The audio version of this video is here:

The transcript is:


Google is a monopolist. I don't face any risk by saying so. That is the ruling that has been determined by a court in the USA in what is called an anti-trust case in that country. What antitrust means, when translated into English, is anti-monopoly.

What does this mean? Well it means that what has happened is that the US federal authorities have brought a legal case against Google saying they have used their market power to abuse consumers, in this case those who search, but also those who get advertising results in the USA from Google's search engine, and they have used that power to abuse them by exploiting the market power they have to increase their profits by refusing market entry to other competitors.

And let's be honest, most of us use Google all the time. We know that there are other search engines available. Apparently about 10 percent of the market does go to other search engines, but 90 percent of all searches are done on Google. So much so that if we want to find something out, we actually just now say “Google it”. Inherent in that assumption that we will all use that one search engine is the result that we have given Google the most extraordinary economic power - the economic power to abuse.
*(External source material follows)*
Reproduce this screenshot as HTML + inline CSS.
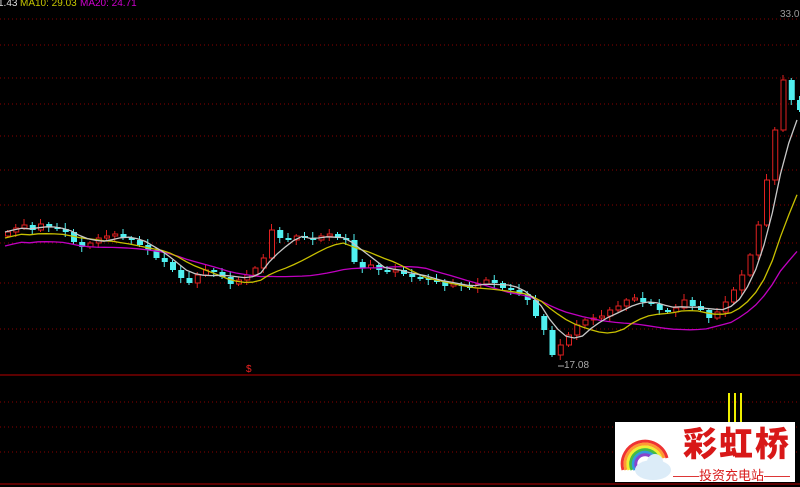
<!DOCTYPE html>
<html><head><meta charset="utf-8"><style>
html,body{margin:0;padding:0;background:#000;width:800px;height:487px;overflow:hidden;font-family:"Liberation Sans",sans-serif}
.t{position:absolute;font-size:10px;top:-2px}
#logo{position:absolute;left:615px;top:422px;width:180px;height:60px;background:#fff}
</style></head><body>
<svg id="s" width="800" height="487" style="position:absolute;left:0;top:0"></svg>
<div class="t" style="left:-2px;color:#ddd">1.43</div>
<div class="t" style="left:20px;color:#c8c800">MA10: 29.03</div>
<div class="t" style="left:80px;color:#d000d0">MA20: 24.71</div>
<div class="t" style="left:780px;top:9px;color:#999">33.0</div>
<div class="t" style="left:564px;top:360px;color:#aaa">17.08</div>
<div class="t" style="left:246px;top:364px;color:#e22">$</div>
<div id="logo">
<svg width="60" height="60" style="position:absolute;left:0;top:0">
<g fill="none" stroke-width="3">
<path d="M8 48 A22 22 0 1 1 52 36" stroke="#e33"/>
<path d="M11 48 A19 19 0 1 1 49 36" stroke="#f93"/>
<path d="M14 48 A16 16 0 1 1 46 36" stroke="#ee3"/>
<path d="M17 48 A13 13 0 1 1 43 36" stroke="#4b4"/>
<path d="M20 48 A10 10 0 1 1 40 36" stroke="#39d"/>
<path d="M23 48 A7 7 0 1 1 37 36" stroke="#84c"/>
</g>
<ellipse cx="38" cy="48" rx="18" ry="10" fill="#dcecf8"/>
<circle cx="40" cy="40" r="8" fill="#dcecf8"/>
</svg>
<div style="position:absolute;left:68px;top:0px;font:900 34px 'Noto Sans CJK SC',sans-serif;color:#d81818;letter-spacing:2px;line-height:40px">彩虹桥</div>
<div style="position:absolute;left:58px;top:43px;font:13px 'Liberation Sans','Noto Sans CJK SC',sans-serif;color:#d81818;white-space:nowrap">——投资充电站——</div>
</div>
<script>
(function(){
var s=document.getElementById('s'),NS='http://www.w3.org/2000/svg';
function el(t,a){var e=document.createElementNS(NS,t);for(var k in a)e.setAttribute(k,a[k]);s.appendChild(e);return e;}
var gl=[19,45,78,104,136,170,205,243,283,329,402,427,452];
gl.forEach(function(y){el('line',{x1:0,y1:y,x2:800,y2:y,stroke:'#8a0000','stroke-dasharray':'1,3'});});
el('line',{x1:0,y1:375,x2:800,y2:375,stroke:'#7a0000','stroke-width':1.5});
el('line',{x1:0,y1:484,x2:800,y2:484,stroke:'#7a0000','stroke-width':1.5});
var c=[232,228,225,230,224,227,229,232,242,247,243,238,236,234,238,240,245,250,258,262,270,278,283,275,270,272,277,284,280,275,268,258,230,238,240,236,238,240,236,234,238,240,262,268,265,270,272,270,274,277,278,280,282,286,284,286,288,284,280,283,288,290,294,300,316,330,355,345,335,325,320,318,316,310,306,300,298,302,304,310,312,308,300,306,310,318,312,302,290,275,255,225,180,130,80,100,110];
var n=c.length,dx=8.25;
function ma(k,off){var p='';for(var i=0;i<n;i++){var a=0,m=0;for(var j=Math.max(0,i-k+1);j<=i;j++){a+=c[j];m++;}a=a/m+(i<88?off:off*Math.max(0,(94-i)/6));p+=(i?'L':'M')+(5+i*dx).toFixed(1)+' '+a.toFixed(1);}return p;}
for(var i=0;i<n;i++){var x=5+i*dx,o=i?c[i-1]:c[0]+4,cl=c[i];var tp=Math.min(o,cl),bt=Math.max(o,cl);if(bt-tp<2)bt=tp+2;
var up=cl<o,col=up?'#e02020':'#50f0f0',w1=((i*7)%5)+2,w2=((i*3)%6)+2;
el('line',{x1:x+2.5,y1:tp-w1,x2:x+2.5,y2:bt+w2,stroke:col});
if(up)el('rect',{x:x+0.5,y:tp,width:5,height:bt-tp,fill:'#000',stroke:col});
else el('rect',{x:x,y:tp,width:6,height:bt-tp,fill:col});}
el('path',{d:ma(20,14),fill:'none',stroke:'#c000c0','stroke-width':1.3});
el('path',{d:ma(10,6),fill:'none',stroke:'#c8c000','stroke-width':1.3});
el('path',{d:ma(5,0),fill:'none',stroke:'#c8c8c8','stroke-width':1.3});
el('line',{x1:558,y1:366,x2:564,y2:366,stroke:'#aaa'});
[729,735,741].forEach(function(x){el('line',{x1:x,y1:393,x2:x,y2:422,stroke:'#ee0','stroke-width':2});});
})();
</script>
</body></html>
That's because monopoly exists when there is no effective opposition to a company within its market space, so that it can determine what the prices are within that space and extract excess profit as a result, in this case by and large from advertisers, but it also denies us as consumers choice as a consequence.

We are all abused by this. And Google is not alone in being a monopolist. Even though Google is in an exceptional position, many other companies are in a similar position, like other tech companies. Twitter is. Facebook is. So, too, are the producers of many other tech, like Microsoft and Apple.

We know that Amazon is in an extraordinarily powerful position, and there are others, too.

When we go a little bit further down the corporate hierarchy, and we move away from monopoly, we move to something called oligopoly. When there's an oligopoly, we have a few companies who dominate a market and who, between them, subtly, because they have to be subtle about this, can control prices to ensure that they obtain massive profits at cost to us.

Supermarkets almost certainly do that.

So, too, do some food supply chain companies who dominate the market in certain sectors. Some of those names will be familiar, others won't be.

Energy companies are very often in this position, too.

The reality is that we do not live in a world where there are free markets.

If you listened to right-wing politicians who sing the praises of such things, you would believe that there was a world where there was genuine competition going on. The reality is genuine competition is pretty rare unless you have two competing coffee stalls in a market square in a town near you.

Even then, they may not be genuinely competing because they both might be buying coffee from the same supplier. In other words, there would be no product differentiation between them in any case.

So, my point is this. We live in a world of rigged markets. The fantastic news is that Google, one of the most obvious monopolists in the world, has now been ruled to be a monopolist.

You might say, surely that was obvious? Well, it clearly wasn't because the case went to court in the USA. But now it has, the door is opened, and the US government could take action to end this.

Kamala Harris could, for example, say, “I am going to defeat the monopolists who are gouging profits out of the markets and suppressing wages in the US economy.”

If she did that, she would break politics in the US free from the power of corporate influence, which is very heavily related to the power of the billionaires who own the monopolist companies. She could do that.

She could also require that these companies like Google, who operate around the world, operate fairly and appropriately in all the markets in which they operate, including the UK, the whole of the European Union, and way beyond.

But will she? I don't know. But if the right wing - and I count the Democrats in the USA as being amongst the right-wing exponents of market ideas - if the right wing really do believe in free markets, they should be celebrating the fact that Google has now been ruled to be a monopolist because that means their monopoly should be broken and that would be good for everyone.